Cosmology continues to be a highly vibrant area of study driven by a wealth of new data, in particular the recent ground-breaking discovery of gravitational waves. Key clues to the structure and the origin of the universe are to be found in the details of the cosmic microwave background. This will provide one focus of our activities both through analysing data and by studying the cosmological implications of the Higgs field and extensions of the Standard Model of particle physics in inflationary scenarios. A central question we will address is what information can be extracted from new gravity waves measures, in particular how this constrains models of gravity and dark energy. We will look to characterise modified theories of gravity, for instance where the graviton has a mass, and study their cosmological features, and more generally study how to extract imprints of quantum gravity, such as fundamental discreteness of spacetime, on cosmological data. We also continue to develop novel, global statistical tools that draw on many different experiments in order to extract the strongest possible constraints on models.

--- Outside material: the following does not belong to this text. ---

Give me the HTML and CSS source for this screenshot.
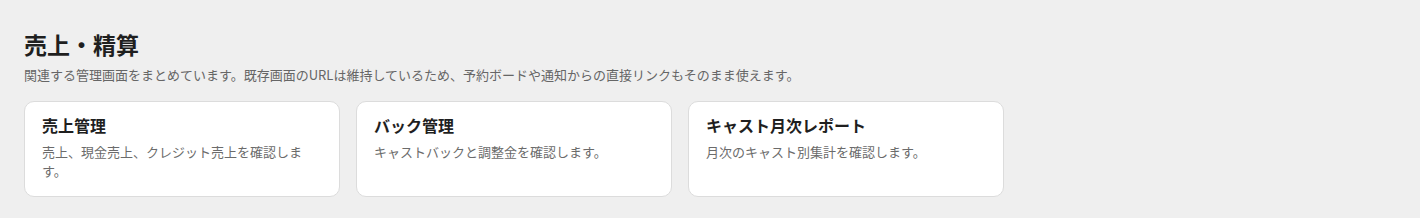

The research proposal is aimed at understanding matter, space and time and the origin of the universe at the most fundamental level. Although past experience shows that fundamental research can often translate in technical advances and hence economic impact, the timescale and path is almost impossible to predict. However, we can be sure that the current proposal will have an immediate societal impact through public engagement. This is possible because the fundamental, cutting-edge nature of the research inspires and attracts people, because we have outstanding track-records in public engagement, and because the planned pathways to impact are designed to exploit these opportunities. The direct beneficiaries are, specifically, individual members of the public who enjoy and are stimulated by acquiring new knowledge about science and, more broadly, society as a whole, including policy makers, through building the widest possible base of support for science. We aim to motivate young people, including underrepresented groups such as women, to study science, to ensure we have brilliant young scientists entering the field in the UK. Explaining our research and its significance also deepens our understanding of our work and allows us to reflect on its direction. In the struggle to communicate to the public the concepts that lie at the heart of theoretical research, in seeking new ways to frame our results and situate them in the fabric of human intellectual history, we ourselves can arrive at new insights.

A second concrete impact, and concomitant group of beneficiaries, is the training of highly skilled individuals: the PDRAs. The young researchers who will be trained typically begin their careers as excellent undergraduate performers who are motivated to answer the most fundamental `Big Questions' that our research addresses. The training that they receive as they participate in the research means that they emerge with the highest degree of technical expertise, experience of collaboration in a competitive environment, as well as the ability to direct their own research, and in addition significant skills in in public engagement. These are qualities that are vital to their future careers, be they in theoretical physics or modern business and industry.